On the Waterfront is a strong demonstration of director Elia Kazan at the height of his career. The story pits longshoreman Terry Malloy (Marlon Brando) against the stranglehold of powerful union officials. Written by Budd Schulberg (taking over a screenplay by Arthur Miller), the film is typically read as Kazan’s defense against criticism of his decision to name names during testimony for the House Committee on Un-American Activities in 1952. While Malloy’s struggle and eventual agreement to testify against union bosses even at the cost of his own safety is an unambiguously heroic decision within the movie, the allegory to Kazan’s outing of Communists has long sat poorly with historic commentators.
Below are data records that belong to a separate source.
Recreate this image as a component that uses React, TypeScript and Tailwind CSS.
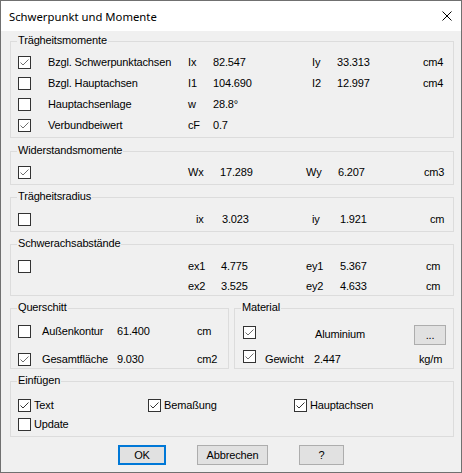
import React from 'react';

interface CheckProps {
  checked?: boolean;
  dark?: boolean;
  className?: string;
}

const Check: React.FC<CheckProps> = ({ checked, dark, className = '' }) => (
  <span
    className={`inline-flex h-[13px] w-[13px] shrink-0 items-center justify-center border border-[#333333] bg-white ${className}`}
  >
    {checked && (
      <svg width="11" height="11" viewBox="0 0 11 11">
        <polyline
          points="1.5,5.5 4,8 9.5,2.5"
          fill="none"
          stroke={dark ? '#333333' : '#6e6e6e'}
          strokeWidth="1"
        />
      </svg>
    )}
  </span>
);

interface GroupBoxProps {
  title: string;
  className?: string;
  children: React.ReactNode;
}

const GroupBox: React.FC<GroupBoxProps> = ({ title, className = '', children }) => (
  <div className={`relative border border-[#dcdcdc] ${className}`}>
    <span className="absolute -top-[8px] left-[6px] bg-[#f0f0f0] px-[1px] leading-[13px]">{title}</span>
    {children}
  </div>
);

const Btn: React.FC<{ className?: string; children: React.ReactNode }> = ({ className = '', children }) => (
  <button className={`h-[20px] bg-[#e1e1e1] text-black ${className}`}>{children}</button>
);

export default function App() {
  return (
    <div className="flex h-[473px] w-[462px] flex-col border border-[#707070] font-['Liberation_Sans',Arial,sans-serif] text-[11px] leading-[13px] tracking-[-0.15px] text-black">
      {/* title bar */}
      <div className="flex h-[30px] shrink-0 items-center justify-between bg-white pl-[8px] pr-[9px]">
        <span className="font-['Noto_Sans',sans-serif] text-[11.3px] tracking-normal">Schwerpunkt und Momente</span>
        <svg width="10" height="10" viewBox="0 0 10 10">
          <path d="M0.5 0.5 L9.5 9.5 M9.5 0.5 L0.5 9.5" stroke="#000" strokeWidth="1" />
        </svg>
      </div>

      <div className="flex flex-1 flex-col bg-[#f0f0f0]">
        <GroupBox title="Trägheitsmomente" className="ml-[9px] mt-[10px] h-[97px] w-[444px] pt-[10px]">
          <div className="grid h-[21px] grid-cols-[37px_140px_25px_99px_25px_86px_1fr] items-center">
            <Check checked className="ml-[7px]" />
            <span>Bzgl. Schwerpunktachsen</span>
            <span>Ix</span>
            <span>82.547</span>
            <span>Iy</span>
            <span>33.313</span>
            <span>cm4</span>
          </div>
          <div className="grid h-[21px] grid-cols-[37px_140px_25px_99px_25px_86px_1fr] items-center">
            <Check className="ml-[7px]" />
            <span>Bzgl. Hauptachsen</span>
            <span>I1</span>
            <span>104.690</span>
            <span>I2</span>
            <span>12.997</span>
            <span>cm4</span>
          </div>
          <div className="grid h-[21px] grid-cols-[37px_140px_25px_99px_25px_86px_1fr] items-center">
            <Check className="ml-[7px]" />
            <span>Hauptachsenlage</span>
            <span>w</span>
            <span>28.8°</span>
          </div>
          <div className="grid h-[21px] grid-cols-[37px_140px_25px_99px_25px_86px_1fr] items-center">
            <Check checked className="ml-[7px]" />
            <span>Verbundbeiwert</span>
            <span>cF</span>
            <span>0.7</span>
          </div>
        </GroupBox>

        <GroupBox title="Widerstandsmomente" className="ml-[9px] mt-[13px] h-[34px] w-[444px] pt-[10px]">
          <div className="grid h-[21px] grid-cols-[177px_32px_86px_32px_86px_1fr] items-center">
            <Check checked className="ml-[7px]" />
            <span>Wx</span>
            <span>17.289</span>
            <span>Wy</span>
            <span>6.207</span>
            <span>cm3</span>
          </div>
        </GroupBox>

        <GroupBox title="Trägheitsradius" className="ml-[9px] mt-[12px] h-[35px] w-[444px] pt-[11px]">
          <div className="grid h-[21px] grid-cols-[185px_26px_90px_28px_90px_1fr] items-center">
            <Check className="ml-[7px]" />
            <span>ix</span>
            <span>3.023</span>
            <span>iy</span>
            <span>1.921</span>
            <span>cm</span>
          </div>
        </GroupBox>

        <GroupBox title="Schwerachsabstände" className="ml-[9px] mt-[12px] h-[52px] w-[444px] pt-[11px]">
          <div className="grid h-[21px] grid-cols-[177px_33px_85px_34px_86px_1fr] items-center">
            <Check className="ml-[7px]" />
            <span>ex1</span>
            <span>4.775</span>
            <span>ey1</span>
            <span>5.367</span>
            <span>cm</span>
          </div>
          <div className="grid h-[18px] grid-cols-[177px_33px_85px_34px_86px_1fr] items-center">
            <span />
            <span>ex2</span>
            <span>3.525</span>
            <span>ey2</span>
            <span>4.633</span>
            <span>cm</span>
          </div>
        </GroupBox>

        <div className="ml-[9px] mt-[12px] flex gap-[5px]">
          <GroupBox title="Querschitt" className="h-[61px] w-[219px] pt-[12px]">
            <div className="grid h-[20px] grid-cols-[31px_75px_80px_1fr] items-center">
              <Check className="ml-[7px]" />
              <span>Außenkontur</span>
              <span>61.400</span>
              <span>cm</span>
            </div>
            <div className="mt-[9px] grid h-[18px] grid-cols-[31px_75px_80px_1fr] items-center">
              <Check checked className="ml-[7px]" />
              <span>Gesamtfläche</span>
              <span>9.030</span>
              <span>cm2</span>
            </div>
          </GroupBox>

          <GroupBox title="Material" className="h-[61px] w-[220px] pt-[16px]">
            <div className="flex h-[20px] items-start">
              <div className="w-[80px] pl-[8px] pt-[1px]">
                <Check checked />
              </div>
              <span className="mt-[3px] w-[99px]">Aluminium</span>
              <Btn className="w-[32px] border border-[#adadad] leading-[16px]">...</Btn>
            </div>
            <div className="mt-[5px] flex h-[18px] items-start">
              <div className="w-[30px] pl-[8px]">
                <Check checked />
              </div>
              <span className="mt-[3px] w-[49px]">Gewicht</span>
              <span className="mt-[3px] w-[105px]">2.447</span>
              <span className="mt-[3px]">kg/m</span>
            </div>
          </GroupBox>
        </div>

        <GroupBox title="Einfügen" className="ml-[9px] mt-[12px] h-[56px] w-[444px] pt-[13px]">
          <div className="grid h-[20px] grid-cols-[137px_146px_1fr] items-center">
            <label className="flex items-center gap-[3px] pl-[7px]">
              <Check checked dark />
              <span>Text</span>
            </label>
            <label className="flex items-center gap-[3px]">
              <Check checked dark />
              <span>Bemaßung</span>
            </label>
            <label className="flex items-center gap-[3px]">
              <Check checked dark />
              <span>Hauptachsen</span>
            </label>
          </div>
          <div className="grid h-[19px] grid-cols-[137px_146px_1fr] items-center">
            <label className="flex items-center gap-[3px] pl-[7px]">
              <Check dark />
              <span>Update</span>
            </label>
          </div>
        </GroupBox>

        <div className="mt-[8px] flex justify-center gap-[31px]">
          <Btn className="w-[48px] border-2 border-[#0078d7]">OK</Btn>
          <Btn className="w-[71px] border border-[#adadad]">Abbrechen</Btn>
          <Btn className="w-[45px] border border-[#adadad]">?</Btn>
        </div>
      </div>
    </div>
  );
}
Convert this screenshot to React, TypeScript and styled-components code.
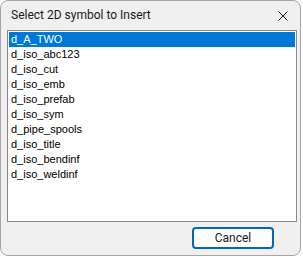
import styled, { createGlobalStyle } from "styled-components";

const GlobalStyle = createGlobalStyle`
  html, body {
    margin: 0;
    padding: 0;
    background: #ffffff;
  }
`;

const Window = styled.div`
  box-sizing: border-box;
  width: 301px;
  height: 256px;
  border: 1px solid #a5a5a5;
  border-radius: 8px;
  background: #f0f0f0;
  display: flex;
  flex-direction: column;
  font-family: Roboto, "Noto Sans", sans-serif;
  overflow: hidden;
`;

const TitleBar = styled.div`
  height: 29px;
  display: flex;
  align-items: center;
  justify-content: space-between;
  padding: 0 9px 0 10px;
  font-size: 12px;
  color: #1a1a1a;
`;

const Title = styled.span`
  padding-bottom: 1px;
`;

const CloseButton = styled.div`
  width: 30px;
  height: 29px;
  display: flex;
  align-items: center;
  justify-content: center;
  margin-right: -7px;
`;

const ListBox = styled.ul`
  box-sizing: border-box;
  list-style: none;
  margin: 0 3px 0 6px;
  padding: 1px;
  height: 192px;
  border: 1px solid #828790;
  background: #ffffff;
  font-family: "Liberation Sans", Arial, sans-serif;
  font-size: 11px;
`;

const Item = styled.li<{ $selected?: boolean }>`
  height: 15px;
  line-height: 15px;
  padding-left: 2px;
  color: ${(p) => (p.$selected ? "#ffffff" : "#000000")};
  background: ${(p) => (p.$selected ? "#0078d7" : "transparent")};
`;

const Footer = styled.div`
  display: flex;
  justify-content: flex-end;
  padding: 5px 26px 0 0;
`;

const Button = styled.button`
  box-sizing: border-box;
  width: 82px;
  height: 22px;
  border: 2px solid #0067c0;
  border-radius: 4px;
  background: #fdfdfd;
  font-family: Roboto, "Noto Sans", sans-serif;
  font-size: 12px;
  color: #1a1a1a;
  padding: 0 0 1px;
`;

const symbols = [
  "d_A_TWO",
  "d_iso_abc123",
  "d_iso_cut",
  "d_iso_emb",
  "d_iso_prefab",
  "d_iso_sym",
  "d_pipe_spools",
  "d_iso_title",
  "d_iso_bendinf",
  "d_iso_weldinf",
];

export default function App() {
  return (
    <>
      <GlobalStyle />
      <Window>
        <TitleBar>
          <Title>Select 2D symbol to Insert</Title>
          <CloseButton>
            <svg width="10" height="10" viewBox="0 0 10 10">
              <path d="M0.5 0.5 L9.5 9.5 M9.5 0.5 L0.5 9.5" stroke="#1a1a1a" strokeWidth="1" />
            </svg>
          </CloseButton>
        </TitleBar>
        <ListBox>
          {symbols.map((s, i) => (
            <Item key={s} $selected={i === 0}>
              {s}
            </Item>
          ))}
        </ListBox>
        <Footer>
          <Button>Cancel</Button>
        </Footer>
      </Window>
    </>
  );
}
Historic commentators, however, aren’t a part of the Academy of Motion Pictures Arts & Sciences. Academy Voters. Most of them are actors, and they named Waterfront the Best Picture of 1954. They likely responded as much or more to the contributions of young Brando and co-star Eva Marie Saint, who both won Oscars for their performances while the cast received a total of five acting nominations overall. The merits were enough to propel the film to the top award, and it was perhaps incidental that it pleased a certain conservative section of the voters.
One can imagine a similar trajectory being traced by a winning Three Billboards Outside Ebbing, Missouri. The movie which, like Waterfront, concerns violence spiraling from an attempt to make corrections from within a corrupt system, has also built momentum behind popular performances; both Francis McDormand and Sam Rockwell are favorites to come away with awards on Sunday. But Billboards has been dogged by accusations of, if not outright racism, an untoward sympathy for Rockwell’s racist cop and a marginalization of black characters. In the midst of the Black Lives Matter movement Billboards comes across as similarly favorable to a controversial section of conservatism.
There’s a key difference in intentions at play. While Waterfront is unmistakably influenced by Kazan’s beliefs and past, the reactionary elements of Billboards seem more like the result of poor research on the part of an outsider. As a demonstration of the film’s mixed response and the clout of the acting branch of the Academy, British-Irishman Martin McDonagh was nominated for Best Screenplay but not Best Director (Kazan, incidentally, won Best Director in 1954). Despite this, the film remains the second-most likely BP winner this year.
Intentions and politics haven’t buried Waterfront, but neither will they let go from Billboards. Our theoretically future reunion of Best Picture winners will find these two films as uneasy partners when the bridge tournament starts. They may have more to say to each other than the other films will have to say to them.